7.1     Bernadine Best 80%,

7.2     Brian Best 20%.

[3]       At the time of her death the testator’s assets included financial products described as an MLC Master Key Unit Trust Account valued at $202,256.38 and an MLC Master Key Super and Pension Fundamentals Account valued at $ 1,073,655.38 (‘the MLC Accounts’). There were no other assets in the estate which could possibly be described as ‘MLC Shares’.

[4]       The plaintiff commenced these proceedings seeking a declaration that the MLC Accounts do not form part of the property described as ‘my MLC Shares’ in cl 7 of the will. The defendant seeks a declaration as to the proper meaning of the words ‘MLC Shares’ in cl 7 of the will.

[5]       The expression ‘MLC Shares’ is not defined in the will and nor are there any references in the will itself which might assist in defining more accurately the meaning of the term.

[6]       The evidence placed before this Court reveals that MLC Limited is a long-established company which specialises in the provision of financial products. Although it is a public company, it is a wholly owned subsidiary of the National Australia Bank. It was not possible for the testator to own shares in the company or any of its subsidiaries. No such shares were listed or otherwise available for purchase by the public at the time the will was made. The only investment which someone such as the testator could have made in the MLC group of companies was by purchasing units or similar interests in one or more of MLC’s financial products.

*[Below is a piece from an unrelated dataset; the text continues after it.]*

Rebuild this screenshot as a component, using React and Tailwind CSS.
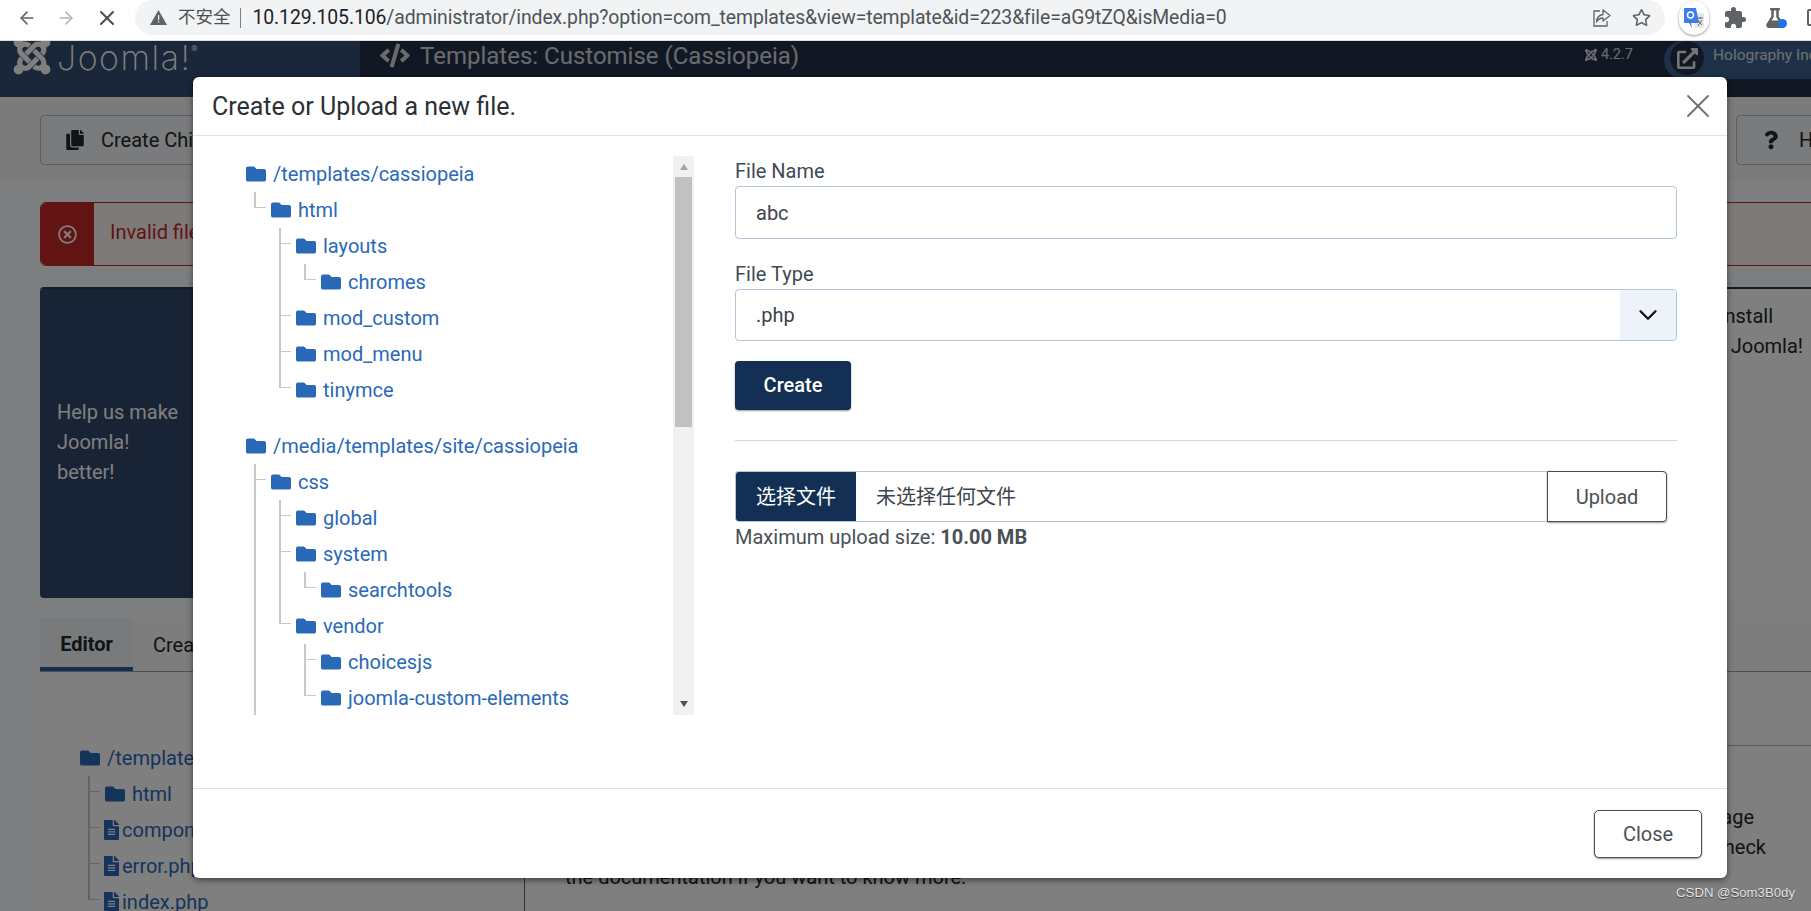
import React from "react";
import { FaFolder, FaFileAlt, FaCopy, FaQuestion, FaRegTimesCircle, FaJoomla, FaCode, FaFlask, FaRegStar, FaExternalLinkAlt } from "react-icons/fa";
import { MdExtension } from "react-icons/md";
import { ArrowLeft, ArrowRight, X, ChevronDown } from "lucide-react";

const tree1 = [
  { name: "/templates/cassiopeia", kids: [
    { name: "html", kids: [
      { name: "layouts", kids: [{ name: "chromes" }] },
      { name: "mod_custom" },
      { name: "mod_menu" },
      { name: "tinymce" },
    ] },
  ] },
  { name: "/media/templates/site/cassiopeia", more: true, kids: [
    { name: "css", kids: [
      { name: "global" },
      { name: "system", kids: [{ name: "searchtools" }] },
      { name: "vendor", kids: [{ name: "choicesjs" }, { name: "joomla-custom-elements" }] },
    ] },
  ] },
];

const tree2 = [
  { name: "/templates/cassiopeia", kids: [
    { name: "html" },
    { name: "component.php", file: true },
    { name: "error.php", file: true },
    { name: "index.php", file: true },
  ] },
];

function Row({ node }) {
  return (
    <div className="flex h-[36px] items-center text-[20px] text-[#2a69b8] whitespace-nowrap">
      {node.file ? (
        <FaFileAlt className="mr-[3px] ml-[-1px] h-[20px] w-[15px] shrink-0" />
      ) : (
        <FaFolder className="mr-[7px] h-[20px] w-[20px] shrink-0" />
      )}
      <span>{node.name}</span>
    </div>
  );
}

function Branch({ nodes, more }) {
  return (
    <ul className="ml-[8px]">
      {nodes.map((n, i) => {
        const last = i === nodes.length - 1 && !more;
        return (
          <li key={n.name} className="relative pl-[17px]">
            <span className={`absolute left-0 top-0 w-[2px] bg-[#c8c8c8] ${last ? "h-[15px]" : "h-full"}`} />
            <span className="absolute left-0 top-[15px] h-[1px] w-[12px] bg-[#c8c8c8]" />
            <Row node={n} />
            {n.kids && <Branch nodes={n.kids} />}
          </li>
        );
      })}
    </ul>
  );
}

function Tree({ roots }) {
  return (
    <div className="flex flex-col gap-[20px]">
      {roots.map((r) => (
        <div key={r.name}>
          <Row node={r} />
          {r.kids && <Branch nodes={r.kids} more={r.more} />}
        </div>
      ))}
    </div>
  );
}

function Translate() {
  return (
    <div className="flex h-[34px] w-[30px] shrink-0 items-center justify-center rounded-full bg-white shadow-[0_1px_3px_rgba(0,0,0,0.4)]">
      <svg width="24" height="24" viewBox="0 0 24 24">
        <path d="M12 7h9a1 1 0 0 1 1 1v13a1 1 0 0 1-1 1h-8z" fill="#e4e6ea" />
        <path d="M3 2h11l3 15H9l1 5-3-5H3a1 1 0 0 1-1-1V3a1 1 0 0 1 1-1z" fill="#3f7de8" />
        <circle cx="8.500" cy="9" r="3" fill="none" stroke="#fff" strokeWidth="1.400" />
        <path d="M15 12h6M18 11v2M16 20l4-6M16 14l4 5" stroke="#666" strokeWidth="1" fill="none" />
      </svg>
    </div>
  );
}

function ChromeBar() {
  return (
    <div className="relative z-10 flex h-[41px] w-full shrink-0 items-start border-b border-[#dcdcdc] bg-white font-['Roboto','Noto_Sans_CJK_SC',sans-serif]">
      <div className="flex h-[35px] w-[135px] shrink-0 items-center pl-[17px] text-[#555]">
        <ArrowLeft className="h-[20px] w-[20px] text-[#5f6368]" strokeWidth={2} />
        <ArrowRight className="ml-[19px] h-[20px] w-[20px] text-[#b4b6b9]" strokeWidth={2} />
        <X className="ml-[19px] h-[24px] w-[24px] text-[#4a4d51]" strokeWidth={2} />
      </div>
      <div className="flex h-[35px] w-[1530px] shrink-0 items-center rounded-[18px] bg-[#f1f3f4] pl-[15px] pr-[14px]">
        <svg width="17" height="15" viewBox="0 0 17 15" className="shrink-0"><path d="M8.500 0 17 15H0z" fill="#5f6368" /><path d="M8 5h1.200v5H8zM8 11h1.200v1.500H8z" fill="#f1f3f4" /></svg>
        <span className="ml-[11px] text-[17.500px] text-[#4c4f53]">不安全</span>
        <span className="ml-[9px] mr-[12px] h-[20px] w-[1px] bg-[#7d8185]" />
        <span className="text-[19.400px] tracking-[-0.100px] text-[#4f5357] whitespace-nowrap"><span className="text-[#1f2225]">10.129.105.106</span>/administrator/index.php?option=com_templates&amp;view=template&amp;id=223&amp;file=aG9tZQ&amp;isMedia=0</span>
        <div className="ml-auto flex items-center gap-[20px] text-[#5f6368]">
          <svg width="20" height="20" viewBox="0 0 20 20" fill="none" stroke="#5f6368" strokeWidth="1.300"><path d="M8 3H2v15h13v-5" /><path d="M11 2l7 5.500-7 5.500V10c-3 0-5 1-6.500 4 .3-4.500 2.500-7 6.500-7.500z" strokeLinejoin="round" /></svg>
          <FaRegStar className="h-[19px] w-[19px]" />
        </div>
      </div>
      <div className="flex h-[35px] flex-1 items-center pl-[14px] text-[#5f6368]">
        <Translate />
        <MdExtension className="ml-[14px] h-[24px] w-[24px] shrink-0" />
        <div className="relative ml-[18px] shrink-0">
          <FaFlask className="h-[20px] w-[20px]" />
          <span className="absolute bottom-0 right-[-2px] h-[9px] w-[9px] rounded-full bg-[#1a73e8]" />
        </div>
        <span className="ml-[22px] h-[17px] w-[12px] shrink-0 rounded-[2px] border-2 border-[#5f6368]" />
      </div>
    </div>
  );
}

function PageBehind() {
  return (
    <div className="flex w-[1860px] flex-1 flex-col bg-[#fdfdfd] font-['Roboto',sans-serif] text-[20px] text-[#22262a]">
      <header className="flex h-[56px] shrink-0 bg-[#223048]">
        <div className="flex w-[360px] shrink-0 items-start overflow-hidden bg-[#344c72] pl-[12px] text-[#fff]">
          <FaJoomla className="mt-[-6px] h-[42px] w-[40px] shrink-0 text-[#ffffff]" />
          <span className="ml-[5px] mt-[1px] font-['Inter',sans-serif] text-[34px] font-extralight leading-[32px] tracking-[1.500px]">Joomla!</span>
          <span className="mt-[3px] text-[8px] leading-[10px]">®</span>
        </div>
        <div className="flex items-start pl-[20px] pt-[0px] text-[#ffffff]">
          <FaCode className="mt-[1px] h-[27px] w-[30px] opacity-80" />
          <span className="ml-[10px] text-[24px] leading-[30px] whitespace-nowrap opacity-80">Templates: Customise (Cassiopeia)</span>
        </div>
        <div className="ml-auto flex">
          <div className="mr-[31px] flex items-start pt-[3px] text-[14.500px] text-white opacity-80">
            <FaJoomla className="mt-[4px] h-[14px] w-[14px]" />
            <span className="ml-[3px]">4.2.7</span>
          </div>
          <div className="flex h-[38px] w-[196px] items-start rounded-bl-[19px] rounded-tl-[19px] bg-[#3c6090] pl-[6px] text-[15.500px] text-white">
            <span className="flex h-[34px] w-[34px] shrink-0 items-center justify-center rounded-full bg-[#223048]">
              <FaExternalLinkAlt className="h-[21px] w-[21px] opacity-90" />
            </span>
            <span className="ml-[9px] mt-[2px] leading-[24px] whitespace-nowrap opacity-80">Holography Inc</span>
          </div>
        </div>
      </header>

      <div className="flex h-[85px] shrink-0 items-center justify-between bg-[#f6f6f6] px-[40px]">
        <button className="flex h-[50px] items-center rounded-[4px] border border-[#b2bfcd] bg-[#f4f6f8] pl-[25px] pr-[30px]">
          <FaCopy className="mr-[17px] h-[20px] w-[18px]" />
          Create Child Template
        </button>
        <button className="flex h-[50px] w-[84px] items-center rounded-[4px] border border-[#b2bfcd] bg-[#f4f6f8] pl-[27px] whitespace-nowrap">
          <FaQuestion className="mr-[21px] h-[20px] w-[14px] shrink-0" />
          Help
        </button>
      </div>

      <div className="flex flex-1 flex-col bg-[#fafcff] px-[40px] pt-[20px]">
        <div className="flex h-[64px] shrink-0 items-stretch overflow-hidden rounded-[6px] border border-[#c52827] bg-[#fdf4f4] text-[#c52827]">
          <span className="flex w-[53px] items-center justify-center bg-[#c52827] text-white">
            <FaRegTimesCircle className="h-[19px] w-[19px]" />
          </span>
          <span className="ml-[16px] mt-[-4px] self-center">Invalid file type</span>
        </div>

        <div className="mt-[21px] flex h-[311px] shrink-0 overflow-hidden rounded-[4px] border-t-2 border-[#22385a] bg-white">
          <div className="flex w-[300px] shrink-0 flex-col justify-center bg-[#30486a] pb-[3px] pl-[17px] leading-[30px] text-white">
            <p>Help us make</p>
            <p>Joomla!</p>
            <p>better!</p>
          </div>
          <div className="flex-1 pt-[12px] leading-[30px]">
            <p className="w-[1433px] text-right">If you want to help us install</p>
            <p className="w-[1463px] text-right">the latest version of Joomla!</p>
          </div>
        </div>

        <div className="mt-[20px] flex h-[54px] shrink-0 border-b border-[#9aa3ad] bg-[#fbfbfb]">
          <span className="flex w-[93px] items-center justify-center border-b-4 border-[#2a5d9e] bg-[#f1f4f8] pt-[2px] font-bold">Editor</span>
          <span className="ml-[20px] flex items-center">Create Overrides</span>
        </div>

        <div className="flex flex-1 bg-[#ffffff]">
          <div className="w-[484px] shrink-0 pl-[40px] pt-[68px]">
            <Tree roots={tree2} />
          </div>
          <div className="flex-1 border-l border-[#5a6a85] pt-[73px]">
            <div className="border-t border-[#9fb0cc] pt-[56px] leading-[30px]">
              <p className="w-[1229px] text-right">Choose a file on the left to edit or view the page</p>
              <p className="w-[1241px] text-right">and make your changes, then save them and check</p>
              <p className="ml-[40px] whitespace-nowrap">the documentation if you want to know more.</p>
            </div>
          </div>
        </div>
      </div>
    </div>
  );
}

function Modal() {
  return (
    <div className="absolute left-[193px] top-[77px] flex h-[801px] w-[1534px] flex-col rounded-[6px] bg-white font-['Roboto','Noto_Sans_CJK_SC',sans-serif] text-[20px] text-[#22262a] shadow-[0_2px_6px_rgba(0,0,0,0.5)]">
      <div className="flex h-[59px] shrink-0 items-center justify-between border-b border-[#dfe3e7] pl-[19px] pr-[9px]">
        <h2 className="text-[25px] font-normal leading-none text-[#2b3035]">Create or Upload a new file.</h2>
        <X className="h-[40px] w-[40px] text-[#6f6f6f]" strokeWidth={1.100} />
      </div>

      <div className="flex flex-1 pt-[20px]">
        <div className="flex h-[559px] w-[501px] shrink-0 pl-[53px]">
          <div className="h-full flex-1 overflow-hidden">
            <Tree roots={tree1} />
          </div>
          <div className="flex h-full w-[21px] shrink-0 flex-col items-center bg-[#f1f1f1]">
            <span className="mt-[8px] h-0 w-0 border-x-[4.500px] border-b-[6px] border-x-transparent border-b-[#a3a3a3]" />
            <span className="mt-[7px] h-[250px] w-[17px] bg-[#c1c1c1]" />
            <span className="mt-auto mb-[8px] h-0 w-0 border-x-[4.500px] border-t-[6px] border-x-transparent border-t-[#505050]" />
          </div>
        </div>

        <div className="ml-[41px] w-[942px] shrink-0 text-[#3f4a56]">
          <label className="block pt-[1px] leading-[28px]">File Name</label>
          <input readOnly value="abc" className="mt-[1px] block h-[53px] w-full rounded-[4px] border border-[#b2c6de] px-[20px] text-[20px] text-[#3c444c] outline-none" />
          <label className="mt-[21px] block leading-[28px]">File Type</label>
          <div className="mt-[1px] flex h-[52px] w-full items-stretch overflow-hidden rounded-[4px] border border-[#b2c6de]">
            <span className="flex flex-1 items-center pl-[20px] text-[#3c444c]">.php</span>
            <span className="flex w-[56px] items-center justify-center bg-[#eef3fa] text-[#111]">
              <ChevronDown className="h-[30px] w-[30px]" strokeWidth={1.800} />
            </span>
          </div>
          <button className="mt-[20px] block h-[49px] w-[116px] rounded-[4px] bg-[#132f53] pb-[2px] text-[20px] font-medium text-white shadow-[0_1px_2px_rgba(0,0,0,0.4)]">Create</button>
          <hr className="mt-[30px] border-t border-[#d6d6d6]" />
          <div className="mt-[30px] flex h-[51px] w-[932px] items-stretch">
            <div className="flex flex-1 items-stretch overflow-hidden rounded-l-[4px] border border-r-0 border-[#b2c6de]">
              <span className="flex w-[120px] items-center justify-center bg-[#132f53] text-white">选择文件</span>
              <span className="flex items-center pl-[20px] text-[#3c444c]">未选择任何文件</span>
            </div>
            <button className="h-[51px] w-[120px] rounded-r-[4px] border border-[#4c4c4c] bg-white text-[#495057] shadow-[0_1px_2px_rgba(0,0,0,0.4)]">Upload</button>
          </div>
          <p className="leading-[30px] text-[#495057]">Maximum upload size: <strong className="font-bold">10.00 MB</strong></p>
        </div>
      </div>

      <div className="flex h-[90px] shrink-0 items-start justify-end border-t border-[#dfe3e7] pr-[25px] pt-[21px]">
        <button className="h-[48px] w-[108px] rounded-[5px] border border-[#4c4c4c] bg-white text-[20px] text-[#495057] shadow-[0_1px_2px_rgba(0,0,0,0.4)]">Close</button>
      </div>
    </div>
  );
}

export default function App() {
  return (
    <div className="relative flex h-[911px] w-[1811px] flex-col overflow-hidden bg-white">
      <ChromeBar />
      <PageBehind />
      <div className="absolute inset-x-0 bottom-0 top-[41px] bg-black/50" />
      <Modal />
      <span className="absolute bottom-[8px] right-[16px] font-['Liberation_Sans',sans-serif] text-[13.200px] text-[#e2e2e2] [text-shadow:0_1px_1px_rgba(0,0,0,0.5)]">CSDN @Som3B0dy</span>
    </div>
  );
}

[7]       As was observed by Kenneth Martin J in Pringle v Pringle,[1] the overriding consideration is always the language used in the testamentary instrument. The will is to be construed to give effect to the intention of the testator, such intention being gathered from the language of the will read in light of the circumstances in which the will was made.[2]

[8]       In Brennan v Permanent Trustee Company of New South Wales[3] Dixon J observed:

When the main purpose and intention of the testator are ascertained to the satisfaction of the court, if particular expressions are found in the will which are inconsistent with that intention, though not sufficient to control it, such expressions must be discarded or modified. The language of the testator should be moulded to carry into effect as far as possible the intention which, in the opinion of the court, the testator has, on the whole will, sufficiently declared.

[9]       A further principle which guides the consideration of the present matter is to be found in In re Gifford; Gifford v Seaman[4] where Simons J said:

If the consolidated stock is to pass, it must do so under the principle of falsa demonstratio non nocet, which means that, if, on consideration of the relevant parts of the will, one comes to the conclusion that the testatrix intended to pass something and can determine what that something is, then the fact that she has given the wrong description will not prevent her will taking effect in regard to that which is wrongly described.

[10]    To similar effect were the observations of Lord Selborne LC in Hardwick v Hardwick[5] that:

I apprehend that if the words of description when examined did not fit with accuracy, and if there must be some modification of some part of them in order to pass a sensible construction on the will, then the whole thing must be looked at fairly in order to see what are the leading words of description, and what is the subordinate matter, and for this purpose evidence of extrinsic facts may be regarded.

[11]    The language employed in the will should be read in the sense which the testator herself appears to have attached to the expressions she used. [6]

[12]    It was submitted on behalf of the plaintiff that the reference to ‘MLC Shares’ in cl 7 of the will is a reference to shares in a company. The defendant accepted this as the common use of the word but submitted it was not the only use, and that the term was broad enough to encompass financial instruments such as the MLC Accounts. Alternatively, it was submitted that the maxim falsa demonstratio non nocet should be applied, to recognise that the MLC Accounts were intended to be the object of the bequest, but were misdescribed as ‘shares’.

[13]    In my opinion it is apparent from the circumstances surrounding the will that the testator was using the term ‘MLC Shares’ as a reference to the unit holdings in financial instruments issued by MLC which she held at the time of making her will. It was not possible for her to hold actual shares in any MLC company and the only property which she owned which could be in any way labelled ‘MLC’, and therefore be described as ‘MLC Shares’, were the MLC Accounts. It is also apparent that the testator intended to pass property in something she described as MLC Shares. In all the circumstances the only property to which she could have been referring was the MLC Accounts.

[14]    As at the date of her death, the liabilities of the testator amounted to around $174,000 and the balance of the estate not committed to specific bequests amounted to around $140,000. The plaintiff submitted the shortfall in capacity to meet the liabilities indicated that the testator intended the MLC Accounts or, at least, one of them, to be available to meet the shortfall. I do not accept this submission. At the date of making the will the testator could not have known the extent of the liabilities after her death. The liabilities include significant legal fees and credit card debts. There is nothing to suggest that the testator intended to balance out the liabilities with funds sufficient to meet them.

[15]    I find the testator incorrectly used the word ‘shares’ to describe her interests in MLC and she intended to make provision for the MLC Accounts in cl 7 of the will. I declare that the MLC Accounts do form the property described as ‘my MLC Shares’ in cl 7 of the will.

[16]    I will hear the parties as to the issue of costs and the form of final orders.



[1]    [2010] WASC 206 at [25].

[2]    Perrin v Morgan [1943] AC 399.

[3]    (1945) 73 CLR 404 at 414.

[4]    [1944] 1 Ch 186 at 188.

[5]    (1873) 16 LR Eq 168 at 175.

[6]    Brennan v Permanent Trustee Company of New South Wales (1945) 73 CLR 404 at 414 per Dixon J.